### STATED PROBLEM
Restate, exactly and without pictures, the lines from the start of the listing below through the line holding "left-[344px] top-[244px] h-[39px]".

(begin)

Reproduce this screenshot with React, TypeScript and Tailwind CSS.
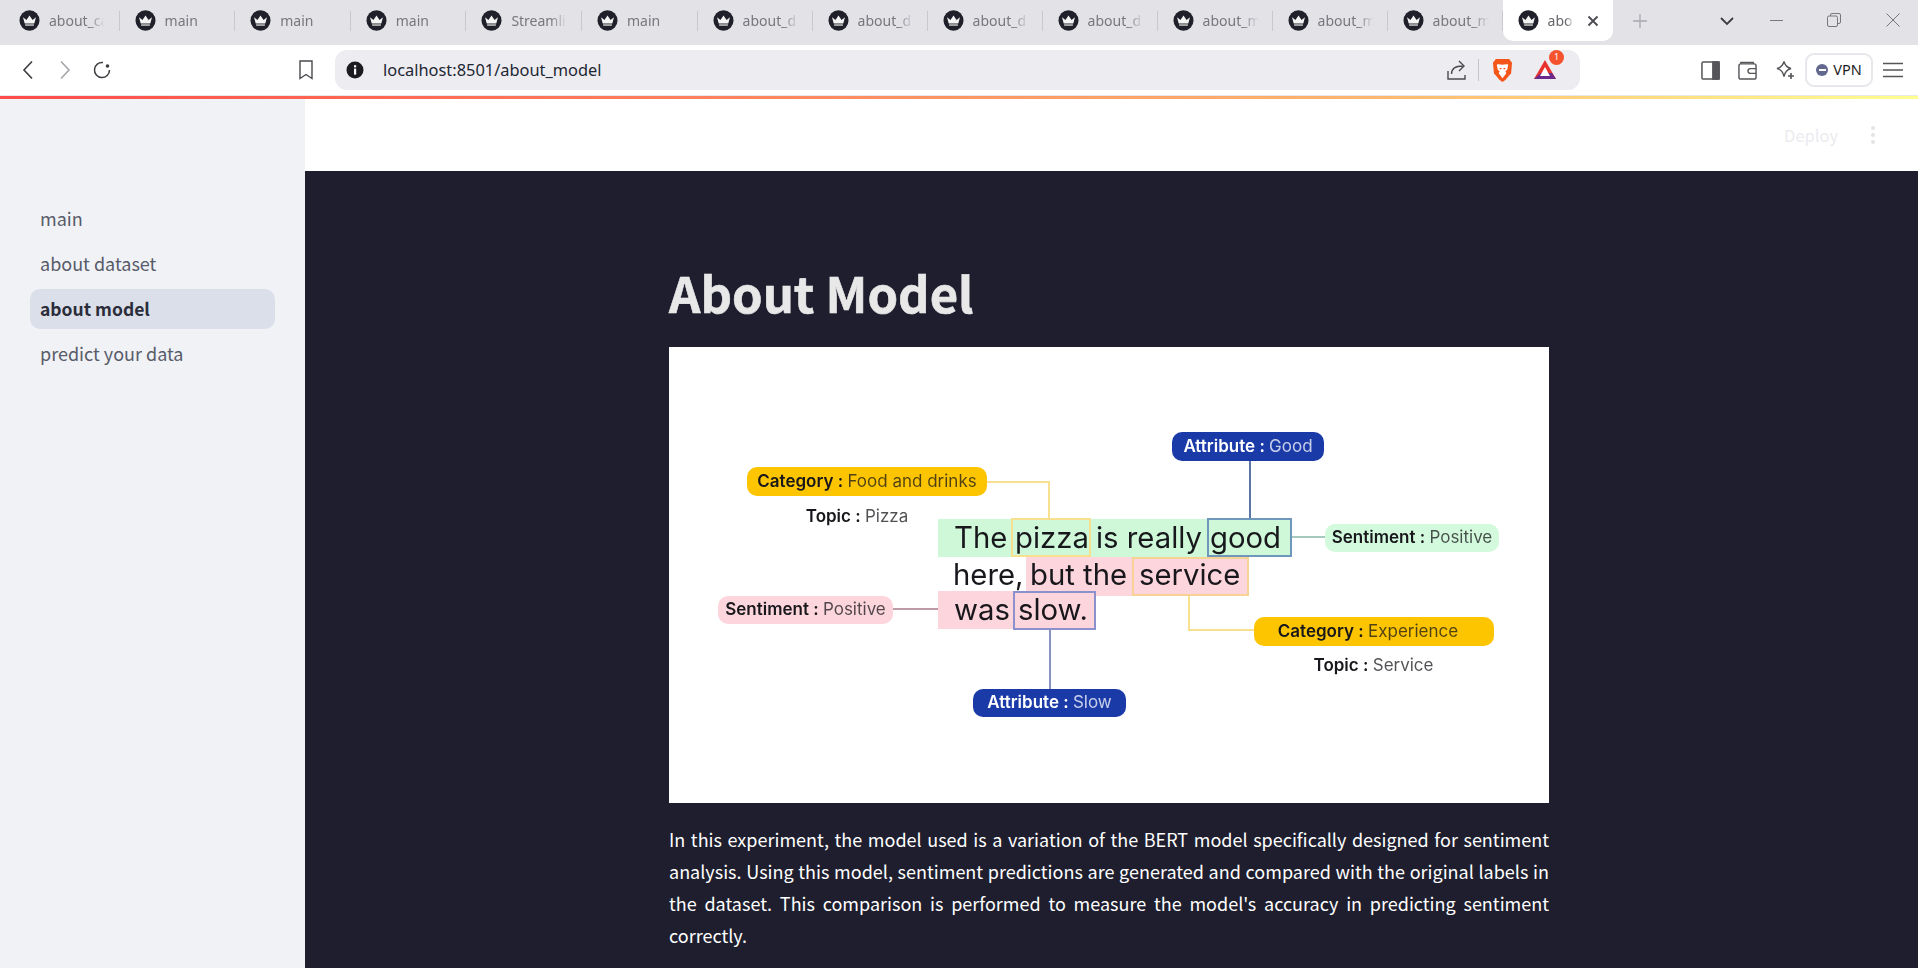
import React from "react";

const tabs = ["about_ca", "main", "main", "main", "Streamli", "main", "about_d", "about_d", "about_d", "about_d", "about_m", "about_m", "about_m"];

function Crown({ className = "" }: { className?: string }) {
  return (
    <svg viewBox="0 0 22 22" className={className}>
      <ellipse cx="11" cy="11" rx="10.5" ry="10.8" fill="#20202b" />
      <path d="M4.2 7.6 7.8 10.4 11 5.8 14.2 10.4 17.8 7.6 16 14.2H6Z" fill="#f4f4f4" />
      <rect x="6.4" y="15" width="9.2" height="1.5" fill="#cfcfcf" />
    </svg>
  );
}

function Pill({ b, v, className }: { b: string; v: string; className: string }) {
  return (
    <div className={`absolute flex items-center justify-center whitespace-nowrap font-['Inter',sans-serif] text-[17px] ${className}`}>
      <span className="font-semibold">{b}&nbsp;:&nbsp;</span>
      <span className="opacity-75">{v}</span>
    </div>
  );
}

function Word({ t, className }: { t: string; className: string }) {
  return <div className={`absolute whitespace-nowrap font-['Inter',sans-serif] text-[29.3px] leading-[39px] ${className}`}>{t}</div>;
}

function Diagram() {
  return (
    <div className="relative h-[456px] w-[880px] bg-white text-[#17171c] blur-[0.3px]">
      <div className="absolute left-[269px] top-[172px] h-[38px] w-[354px] bg-[#cff8d8]" />
      <div className="absolute left-[357px] top-[210px] h-[39px] w-[223px] bg-[#fdd5dc]" />
      <div className="absolute left-[269px] top-[244px] h-[38px] w-[158px] bg-[#fdd5dc]" />

      <div className="absolute left-[342px] top-[171px] h-[39px] w-[80px] border-2 border-[#f7e08f]" />
      <div className="absolute left-[538px] top-[171px] h-[39px] w-[85px] border-2 border-[#6d97bb]" />
      <div className="absolute left-[463px] top-[210px] h-[39px] w-[117px] border-2 border-[#f8d294]" />
      <div className="absolute left-[344px] top-[244px] h-[39px] w-[83px] border-2 border-[#8a91cc]" />

      <Word t="The" className="left-[285px] top-[171px]" />
      <Word t="pizza" className="left-[346px] top-[171px]" />
      <Word t="is really" className="left-[427px] top-[171px]" />
      <Word t="good" className="left-[541px] top-[171px]" />
      <Word t="here," className="left-[284px] top-[208px]" />
      <Word t="but the" className="left-[361px] top-[208px]" />
      <Word t="service" className="left-[470px] top-[208px]" />
      <Word t="was" className="left-[285px] top-[243px]" />
      <Word t="slow." className="left-[349px] top-[243px]" />

      <div className="absolute left-[318px] top-[134px] h-[37px] w-[63px] border-r-2 border-t-2 border-[#f7e08f]" />
      <div className="absolute left-[519px] top-[249px] h-[35px] w-[66px] border-b-2 border-l-2 border-[#f7e08f]" />
      <div className="absolute left-[580px] top-[114px] h-[57px] w-[2px] bg-[#5d76a8]" />
      <div className="absolute left-[380px] top-[283px] h-[60px] w-[2px] bg-[#8a94c0]" />
      <div className="absolute left-[623px] top-[189px] h-[2px] w-[33px] bg-[#a5c9bf]" />
      <div className="absolute left-[224px] top-[261px] h-[2px] w-[45px] bg-[#bd9aa5]" />

      <Pill b="Category" v="Food and drinks" className="left-[78px] top-[120px] h-[29px] w-[240px] rounded-[10px] bg-[#fdc500]" />
      <Pill b="Topic" v="Pizza" className="left-[138px] top-[155px] h-[29px] w-[100px]" />
      <Pill b="Attribute" v="Good" className="left-[503px] top-[85px] h-[29px] w-[152px] rounded-[10px] bg-[#1a3aa8] text-white" />
      <Pill b="Sentiment" v="Positive" className="left-[656px] top-[177px] h-[28px] w-[174px] rounded-[10px] bg-[#d3fadc]" />
      <Pill b="Category" v="Experience" className="left-[585px] top-[270px] h-[29px] w-[240px] rounded-[10px] bg-[#fdc500] pr-[12px]" />
      <Pill b="Topic" v="Service" className="left-[645px] top-[304px] h-[29px] w-[119px]" />
      <Pill b="Sentiment" v="Positive" className="left-[49px] top-[249px] h-[28px] w-[175px] rounded-[10px] bg-[#fdd5dc]" />
      <Pill b="Attribute" v="Slow" className="left-[304px] top-[342px] h-[28px] w-[153px] rounded-[10px] bg-[#1a3aa8] text-white" />
    </div>
  );
}

export default function App() {
  return (
    <div className="flex h-[968px] w-[1918px] flex-col overflow-hidden bg-white font-['Noto_Sans',sans-serif]">
      {/* Tab strip */}
      <div className="flex h-[45px] items-start bg-[#e3e2e7] pl-[4px]">
        {tabs.map((t, i) => (
          <div key={i} className={`flex h-[41px] items-center pl-[15px] ${i < 6 ? "w-[115.6px]" : "w-[115px]"}`}>
            <Crown className="h-[21px] w-[21px] shrink-0" />
            <span className="ml-[9px] w-[56px] overflow-hidden whitespace-nowrap text-[14px] text-[#77777c] [mask-image:linear-gradient(to_right,black_70%,transparent)]">{t}</span>
            <span className="ml-auto h-[20px] w-px bg-[#c9c8cd]" />
          </div>
        ))}
        <div className="flex h-[41px] w-[110px] items-center rounded-b-[10px] bg-white pl-[15px]">
          <Crown className="h-[21px] w-[21px] shrink-0" />
          <span className="ml-[9px] w-[26px] overflow-hidden whitespace-nowrap text-[14px] text-[#66666b] [mask-image:linear-gradient(to_right,black_70%,transparent)]">about</span>
          <svg viewBox="0 0 12 12" className="ml-[13px] h-[12px] w-[12px]" stroke="#4a4a4f" strokeWidth="1.8" fill="none"><path d="M1.5 1.5l9 9M10.5 1.5l-9 9" /></svg>
        </div>
        <svg viewBox="0 0 14 14" className="ml-[20px] mt-[14px] h-[14px] w-[14px]" stroke="#a9a8ae" strokeWidth="1.3" fill="none"><path d="M7 0v14M0 7h14" /></svg>
        <svg viewBox="0 0 14 10" className="ml-[73px] mt-[16px] h-[10px] w-[14px]" stroke="#3c3c41" strokeWidth="1.8" fill="none"><path d="M1 2l6 6 6-6" /></svg>
        <div className="ml-[36px] mt-[20px] h-px w-[13px] bg-[#77777c]" />
        <svg viewBox="0 0 14 14" className="ml-[44px] mt-[13px] h-[14px] w-[14px]" stroke="#77777c" strokeWidth="1" fill="none"><rect x="0.5" y="3" width="10" height="10.5" rx="1.5" /><path d="M3.5 3V2a1.5 1.5 0 0 1 1.5-1.5h7A1.5 1.5 0 0 1 13.5 2v7a1.5 1.5 0 0 1-1.5 1.5h-1.5" /></svg>
        <svg viewBox="0 0 14 14" className="ml-[45px] mt-[13px] h-[14px] w-[14px]" stroke="#77777c" strokeWidth="1" fill="none"><path d="M0.5 0.5l13 13M13.5 0.5l-13 13" /></svg>
      </div>

      {/* Toolbar */}
      <div className="flex h-[50px] items-center bg-white">
        <svg viewBox="0 0 12 20" className="ml-[22px] h-[20px] w-[12px]" stroke="#3c3c41" strokeWidth="1.6" fill="none"><path d="M10 1.5 2 10l8 8.5" /></svg>
        <svg viewBox="0 0 12 20" className="ml-[25px] h-[20px] w-[12px]" stroke="#a5a5aa" strokeWidth="1.6" fill="none"><path d="M2 1.5 10 10l-8 8.5" /></svg>
        <svg viewBox="0 0 20 20" className="ml-[21px] h-[20px] w-[20px]" stroke="#3c3c41" strokeWidth="1.5" fill="none"><path d="M17.5 10A7.5 7.5 0 1 1 11 2.6" /><circle cx="15.5" cy="6" r="1.8" fill="#3c3c41" stroke="none" /></svg>
        <svg viewBox="0 0 16 20" className="ml-[186px] h-[20px] w-[16px]" stroke="#4a4a4f" strokeWidth="1.4" fill="none"><path d="M2 1h12v17.5l-6-4-6 4Z" /></svg>
        <div className="ml-[21px] flex h-[40px] w-[1245px] items-center rounded-[12px] bg-[#edecf1] pl-[11px]">
          <svg viewBox="0 0 18 18" className="h-[18px] w-[18px]"><circle cx="9" cy="9" r="8.5" fill="#1c1c20" /><rect x="8" y="7.6" width="2.2" height="6" fill="#fff" /><rect x="8" y="4.2" width="2.2" height="2.2" fill="#fff" /></svg>
          <span className="ml-[19px] text-[16.4px] text-[#1d2733]">localhost:8501/about_model</span>
          <svg viewBox="0 0 22 22" className="ml-auto h-[22px] w-[22px]" stroke="#4a4a4f" strokeWidth="1.4" fill="none"><path d="M2 12v8h17v-4" /><path d="M5.5 15c0-5.5 4-8 11-8M13 2l5 5-5 5" /></svg>
          <span className="ml-[10px] h-[22px] w-px bg-[#c5c4ca]" />
          <svg viewBox="0 0 22 26" className="ml-[13px] h-[25px] w-[21px]"><path d="M4 1h14l3 4-1 11-6 7-3 2-3-2-6-7L1 5Z" fill="#f4561a" /><path d="M5 7c2-1 4 0 6 0s4-1 6 0l-1 5-2 2 1 2-4 5-4-5 1-2-2-2Z" fill="#fff" /><path d="M8 11h2M12 11h2" stroke="#f4561a" strokeWidth="1.4" /></svg>
          <svg viewBox="0 0 24 22" className="ml-[20px] h-[22px] w-[24px]"><path d="M12 1 23 20H1Z" fill="#e8322c" /><path d="M1 20h22l-4-6H15l-3 0H8Z" fill="#6b2a8c" /><path d="M12 8 17 17H7Z" fill="#fff" /></svg>
          <div className="relative ml-[-8px] mt-[-26px] flex h-[15px] w-[15px] items-center justify-center rounded-full bg-[#f5532d] text-[9px] text-white">1</div>
          <span className="w-[16px]" />
        </div>
        <svg viewBox="0 0 20 20" className="ml-[121px] h-[19px] w-[19px]" stroke="#55555a" strokeWidth="1.6" fill="none"><rect x="1" y="1" width="18" height="18" rx="1.5" /><rect x="12.5" y="1" width="6.5" height="18" fill="#55555a" /></svg>
        <svg viewBox="0 0 20 20" className="ml-[18px] h-[19px] w-[19px]" stroke="#55555a" strokeWidth="1.5" fill="none"><rect x="1" y="3" width="18" height="16" rx="2" /><path d="M3 3V1.5h13V3M19 8h-6a2.5 2.5 0 0 0 0 5h6" /></svg>
        <svg viewBox="0 0 20 20" className="ml-[18px] h-[20px] w-[20px]" stroke="#55555a" strokeWidth="1.4" fill="none"><path d="M9 1.5c1 4 3 6 7 7-4 1-6 3-7 8-1-5-3-7-7-8 4-1 6-3 7-7Z" /><path d="M16 13v6M13 16h6" strokeWidth="1.6" /></svg>
        <div className="ml-[10px] flex h-[34px] w-[68px] items-center justify-center gap-[5px] rounded-[9px] border-2 border-[#e8e8ec] text-[14.5px] text-[#1d1d22]">
          <span className="flex h-[12px] w-[12px] items-center justify-center rounded-full bg-[#63688f]"><span className="h-[2px] w-[7px] bg-white" /></span>
          VPN
        </div>
        <svg viewBox="0 0 20 16" className="ml-[10px] h-[16px] w-[20px]" stroke="#55555a" strokeWidth="1.6" fill="none"><path d="M0 1.5h20M0 8h20M0 14.5h20" /></svg>
      </div>

      <div className="h-[4px] border-t border-[#e8e8ec] bg-[linear-gradient(to_right,#ff4b4b,#ffb36b_70%,#ffff8f)]" />

      {/* Page */}
      <div className="flex min-h-0 flex-1 font-['Noto_Sans_CJK_SC','Noto_Sans',sans-serif]">
        <aside className="w-[305px] shrink-0 bg-[#f0f2f6] px-[30px] pt-[100px] text-[18px] text-[#585b69]">
          <div className="flex h-[40px] items-center px-[10px] pb-[2px]">main</div>
          <div className="mt-[5px] flex h-[40px] items-center px-[10px] pb-[2px]">about dataset</div>
          <div className="mt-[5px] flex h-[40px] items-center rounded-[10px] bg-[#dbdfe9] px-[10px] text-[17.5px] font-semibold text-[#2b2d3a]">about model</div>
          <div className="mt-[5px] flex h-[40px] items-center px-[10px] pb-[2px]">predict your data</div>
        </aside>
        <div className="flex min-w-0 flex-1 flex-col">
          <header className="flex h-[72px] shrink-0 items-center bg-white pr-[43px]">
            <span className="ml-auto text-[16.5px] text-[#ebebef]">Deploy</span>
            <svg viewBox="0 0 4 18" className="ml-[33px] h-[18px] w-[4px]" fill="#e4e4e8"><circle cx="2" cy="2" r="2" /><circle cx="2" cy="9" r="2" /><circle cx="2" cy="16" r="2" /></svg>
          </header>
          <main className="flex-1 bg-[#1e1e2e] pl-[364px]">
            <h1 className="mt-[88px] text-[49px] font-bold leading-[66px] text-[#e8e8e8] [-webkit-text-stroke:0.6px_#e8e8e8]">About Model</h1>
            <div className="mt-[22px]"><Diagram /></div>
            <p className="mt-[20px] w-[880px] text-justify text-[18px] leading-[32px] text-white">
              In this experiment, the model used is a variation of the BERT model specifically designed for sentiment analysis. Using this model, sentiment predictions are generated and compared with the original labels in the dataset. This comparison is performed to measure the model's accuracy in predicting sentiment correctly.
            </p>
          </main>
        </div>
      </div>
    </div>
  );
}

(end)

### TASK RESPONSE
Reproduce this screenshot with React, TypeScript and Tailwind CSS.
import React from "react";

const tabs = ["about_ca", "main", "main", "main", "Streamli", "main", "about_d", "about_d", "about_d", "about_d", "about_m", "about_m", "about_m"];

function Crown({ className = "" }: { className?: string }) {
  return (
    <svg viewBox="0 0 22 22" className={className}>
      <ellipse cx="11" cy="11" rx="10.5" ry="10.8" fill="#20202b" />
      <path d="M4.2 7.6 7.8 10.4 11 5.8 14.2 10.4 17.8 7.6 16 14.2H6Z" fill="#f4f4f4" />
      <rect x="6.4" y="15" width="9.2" height="1.5" fill="#cfcfcf" />
    </svg>
  );
}

function Pill({ b, v, className }: { b: string; v: string; className: string }) {
  return (
    <div className={`absolute flex items-center justify-center whitespace-nowrap font-['Inter',sans-serif] text-[17px] ${className}`}>
      <span className="font-semibold">{b}&nbsp;:&nbsp;</span>
      <span className="opacity-75">{v}</span>
    </div>
  );
}

function Word({ t, className }: { t: string; className: string }) {
  return <div className={`absolute whitespace-nowrap font-['Inter',sans-serif] text-[29.3px] leading-[39px] ${className}`}>{t}</div>;
}

function Diagram() {
  return (
    <div className="relative h-[456px] w-[880px] bg-white text-[#17171c] blur-[0.3px]">
      <div className="absolute left-[269px] top-[172px] h-[38px] w-[354px] bg-[#cff8d8]" />
      <div className="absolute left-[357px] top-[210px] h-[39px] w-[223px] bg-[#fdd5dc]" />
      <div className="absolute left-[269px] top-[244px] h-[38px] w-[158px] bg-[#fdd5dc]" />

      <div className="absolute left-[342px] top-[171px] h-[39px] w-[80px] border-2 border-[#f7e08f]" />
      <div className="absolute left-[538px] top-[171px] h-[39px] w-[85px] border-2 border-[#6d97bb]" />
      <div className="absolute left-[463px] top-[210px] h-[39px] w-[117px] border-2 border-[#f8d294]" />
      <div className="absolute left-[344px] top-[244px] h-[39px] w-[83px] border-2 border-[#8a91cc]" />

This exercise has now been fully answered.